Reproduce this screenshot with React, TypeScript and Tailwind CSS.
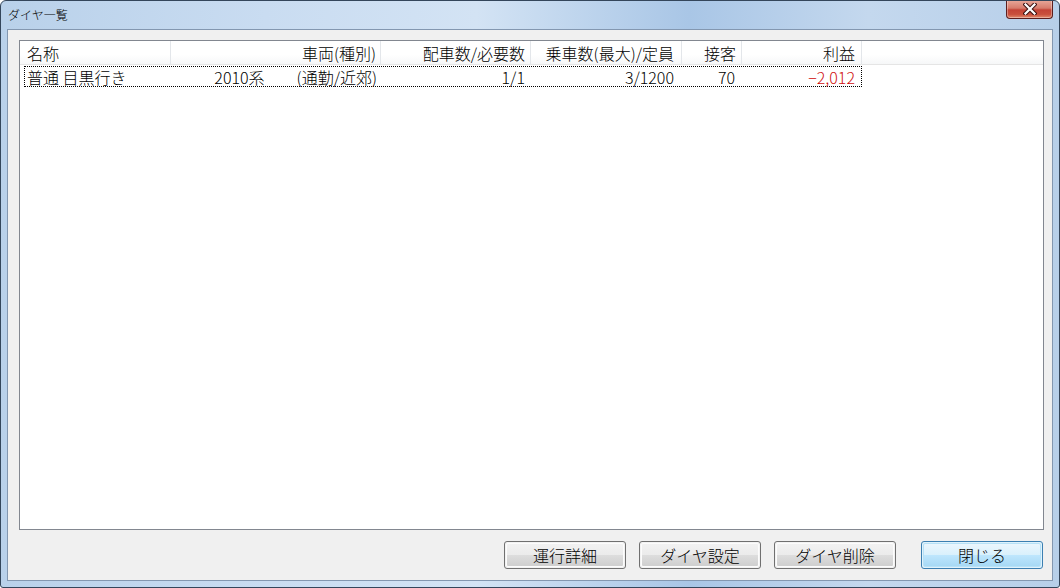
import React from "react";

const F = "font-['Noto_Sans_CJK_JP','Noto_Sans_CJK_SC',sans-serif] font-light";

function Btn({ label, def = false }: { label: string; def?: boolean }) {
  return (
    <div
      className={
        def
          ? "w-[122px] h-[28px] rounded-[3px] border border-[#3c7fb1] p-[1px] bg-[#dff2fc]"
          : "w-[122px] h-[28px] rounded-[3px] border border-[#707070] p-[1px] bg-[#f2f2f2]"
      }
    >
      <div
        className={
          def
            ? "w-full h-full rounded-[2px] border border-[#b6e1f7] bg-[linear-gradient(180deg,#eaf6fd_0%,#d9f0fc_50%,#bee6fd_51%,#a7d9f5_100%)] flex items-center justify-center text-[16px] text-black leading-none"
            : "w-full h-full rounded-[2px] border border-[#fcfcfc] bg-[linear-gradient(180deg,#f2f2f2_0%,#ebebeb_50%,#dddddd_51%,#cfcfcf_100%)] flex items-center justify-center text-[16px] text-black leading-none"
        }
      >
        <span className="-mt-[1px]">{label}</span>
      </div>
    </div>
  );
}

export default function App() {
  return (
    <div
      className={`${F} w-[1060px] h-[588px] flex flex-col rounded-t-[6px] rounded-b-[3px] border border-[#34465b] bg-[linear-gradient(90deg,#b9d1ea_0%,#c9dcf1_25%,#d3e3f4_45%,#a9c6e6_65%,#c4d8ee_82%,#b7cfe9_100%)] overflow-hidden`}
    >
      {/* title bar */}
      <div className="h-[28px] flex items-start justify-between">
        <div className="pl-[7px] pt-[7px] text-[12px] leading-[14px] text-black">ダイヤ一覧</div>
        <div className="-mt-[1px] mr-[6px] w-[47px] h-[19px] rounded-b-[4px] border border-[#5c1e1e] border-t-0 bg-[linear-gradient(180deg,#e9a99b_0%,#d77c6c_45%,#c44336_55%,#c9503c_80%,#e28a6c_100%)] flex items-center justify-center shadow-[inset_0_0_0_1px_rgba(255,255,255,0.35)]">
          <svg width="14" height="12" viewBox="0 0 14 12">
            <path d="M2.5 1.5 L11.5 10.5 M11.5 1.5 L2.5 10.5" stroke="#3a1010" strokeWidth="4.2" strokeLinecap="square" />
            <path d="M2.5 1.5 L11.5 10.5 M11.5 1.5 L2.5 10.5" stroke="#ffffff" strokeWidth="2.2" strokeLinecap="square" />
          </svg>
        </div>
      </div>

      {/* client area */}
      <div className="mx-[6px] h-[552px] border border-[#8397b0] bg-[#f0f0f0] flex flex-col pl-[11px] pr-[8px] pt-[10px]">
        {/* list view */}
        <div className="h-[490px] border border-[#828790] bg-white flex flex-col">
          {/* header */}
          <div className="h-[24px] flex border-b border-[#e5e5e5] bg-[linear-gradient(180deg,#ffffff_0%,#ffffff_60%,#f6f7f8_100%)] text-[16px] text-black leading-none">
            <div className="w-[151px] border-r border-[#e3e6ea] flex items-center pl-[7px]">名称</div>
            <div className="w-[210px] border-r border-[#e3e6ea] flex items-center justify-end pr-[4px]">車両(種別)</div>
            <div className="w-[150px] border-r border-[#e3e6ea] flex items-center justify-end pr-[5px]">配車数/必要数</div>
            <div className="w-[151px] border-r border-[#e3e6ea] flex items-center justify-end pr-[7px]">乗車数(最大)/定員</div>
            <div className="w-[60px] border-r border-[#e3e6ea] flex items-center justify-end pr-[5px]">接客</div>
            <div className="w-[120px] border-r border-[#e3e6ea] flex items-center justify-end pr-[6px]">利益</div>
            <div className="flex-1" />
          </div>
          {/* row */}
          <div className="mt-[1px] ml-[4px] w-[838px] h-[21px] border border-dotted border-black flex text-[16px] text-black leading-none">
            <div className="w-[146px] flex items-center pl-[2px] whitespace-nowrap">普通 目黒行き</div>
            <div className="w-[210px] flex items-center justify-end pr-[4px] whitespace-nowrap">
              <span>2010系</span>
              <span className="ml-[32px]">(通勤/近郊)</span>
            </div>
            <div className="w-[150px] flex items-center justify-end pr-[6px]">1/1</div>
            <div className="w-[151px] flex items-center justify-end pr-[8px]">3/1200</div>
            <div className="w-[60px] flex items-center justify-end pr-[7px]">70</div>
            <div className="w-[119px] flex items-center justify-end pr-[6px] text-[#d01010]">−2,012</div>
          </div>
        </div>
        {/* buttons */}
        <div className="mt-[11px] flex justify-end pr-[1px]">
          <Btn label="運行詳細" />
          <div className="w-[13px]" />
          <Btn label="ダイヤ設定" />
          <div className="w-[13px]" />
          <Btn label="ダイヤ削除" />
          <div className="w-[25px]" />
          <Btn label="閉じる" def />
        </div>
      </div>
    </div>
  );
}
■ ■ ■ ■ ■
* WORK INSTRUCTIONS *
Return the material word for word. Pictures are not part of the copy.

* RESPONSE *
Reproduce this screenshot with React, TypeScript and Tailwind CSS.
import React from "react";

const F = "font-['Noto_Sans_CJK_JP','Noto_Sans_CJK_SC',sans-serif] font-light";

function Btn({ label, def = false }: { label: string; def?: boolean }) {
  return (
    <div
      className={
        def
          ? "w-[122px] h-[28px] rounded-[3px] border border-[#3c7fb1] p-[1px] bg-[#dff2fc]"
          : "w-[122px] h-[28px] rounded-[3px] border border-[#707070] p-[1px] bg-[#f2f2f2]"
      }
    >
      <div
        className={
          def
            ? "w-full h-full rounded-[2px] border border-[#b6e1f7] bg-[linear-gradient(180deg,#eaf6fd_0%,#d9f0fc_50%,#bee6fd_51%,#a7d9f5_100%)] flex items-center justify-center text-[16px] text-black leading-none"
            : "w-full h-full rounded-[2px] border border-[#fcfcfc] bg-[linear-gradient(180deg,#f2f2f2_0%,#ebebeb_50%,#dddddd_51%,#cfcfcf_100%)] flex items-center justify-center text-[16px] text-black leading-none"
        }
      >
        <span className="-mt-[1px]">{label}</span>
      </div>
    </div>
  );
}

export default function App() {
  return (
    <div
      className={`${F} w-[1060px] h-[588px] flex flex-col rounded-t-[6px] rounded-b-[3px] border border-[#34465b] bg-[linear-gradient(90deg,#b9d1ea_0%,#c9dcf1_25%,#d3e3f4_45%,#a9c6e6_65%,#c4d8ee_82%,#b7cfe9_100%)] overflow-hidden`}
    >
      {/* title bar */}
      <div className="h-[28px] flex items-start justify-between">
        <div className="pl-[7px] pt-[7px] text-[12px] leading-[14px] text-black">ダイヤ一覧</div>
        <div className="-mt-[1px] mr-[6px] w-[47px] h-[19px] rounded-b-[4px] border border-[#5c1e1e] border-t-0 bg-[linear-gradient(180deg,#e9a99b_0%,#d77c6c_45%,#c44336_55%,#c9503c_80%,#e28a6c_100%)] flex items-center justify-center shadow-[inset_0_0_0_1px_rgba(255,255,255,0.35)]">
          <svg width="14" height="12" viewBox="0 0 14 12">
            <path d="M2.5 1.5 L11.5 10.5 M11.5 1.5 L2.5 10.5" stroke="#3a1010" strokeWidth="4.2" strokeLinecap="square" />
            <path d="M2.5 1.5 L11.5 10.5 M11.5 1.5 L2.5 10.5" stroke="#ffffff" strokeWidth="2.2" strokeLinecap="square" />
          </svg>
        </div>
      </div>

      {/* client area */}
      <div className="mx-[6px] h-[552px] border border-[#8397b0] bg-[#f0f0f0] flex flex-col pl-[11px] pr-[8px] pt-[10px]">
        {/* list view */}
        <div className="h-[490px] border border-[#828790] bg-white flex flex-col">
          {/* header */}
          <div className="h-[24px] flex border-b border-[#e5e5e5] bg-[linear-gradient(180deg,#ffffff_0%,#ffffff_60%,#f6f7f8_100%)] text-[16px] text-black leading-none">
            <div className="w-[151px] border-r border-[#e3e6ea] flex items-center pl-[7px]">名称</div>
            <div className="w-[210px] border-r border-[#e3e6ea] flex items-center justify-end pr-[4px]">車両(種別)</div>
            <div className="w-[150px] border-r border-[#e3e6ea] flex items-center justify-end pr-[5px]">配車数/必要数</div>
            <div className="w-[151px] border-r border-[#e3e6ea] flex items-center justify-end pr-[7px]">乗車数(最大)/定員</div>
            <div className="w-[60px] border-r border-[#e3e6ea] flex items-center justify-end pr-[5px]">接客</div>
            <div className="w-[120px] border-r border-[#e3e6ea] flex items-center justify-end pr-[6px]">利益</div>
            <div className="flex-1" />
          </div>
          {/* row */}
          <div className="mt-[1px] ml-[4px] w-[838px] h-[21px] border border-dotted border-black flex text-[16px] text-black leading-none">
            <div className="w-[146px] flex items-center pl-[2px] whitespace-nowrap">普通 目黒行き</div>
            <div className="w-[210px] flex items-center justify-end pr-[4px] whitespace-nowrap">
              <span>2010系</span>
              <span className="ml-[32px]">(通勤/近郊)</span>
            </div>
            <div className="w-[150px] flex items-center justify-end pr-[6px]">1/1</div>
            <div className="w-[151px] flex items-center justify-end pr-[8px]">3/1200</div>
            <div className="w-[60px] flex items-center justify-end pr-[7px]">70</div>
            <div className="w-[119px] flex items-center justify-end pr-[6px] text-[#d01010]">−2,012</div>
          </div>
        </div>
        {/* buttons */}
        <div className="mt-[11px] flex justify-end pr-[1px]">
          <Btn label="運行詳細" />
          <div className="w-[13px]" />
          <Btn label="ダイヤ設定" />
          <div className="w-[13px]" />
          <Btn label="ダイヤ削除" />
          <div className="w-[25px]" />
          <Btn label="閉じる" def />
        </div>
      </div>
    </div>
  );
}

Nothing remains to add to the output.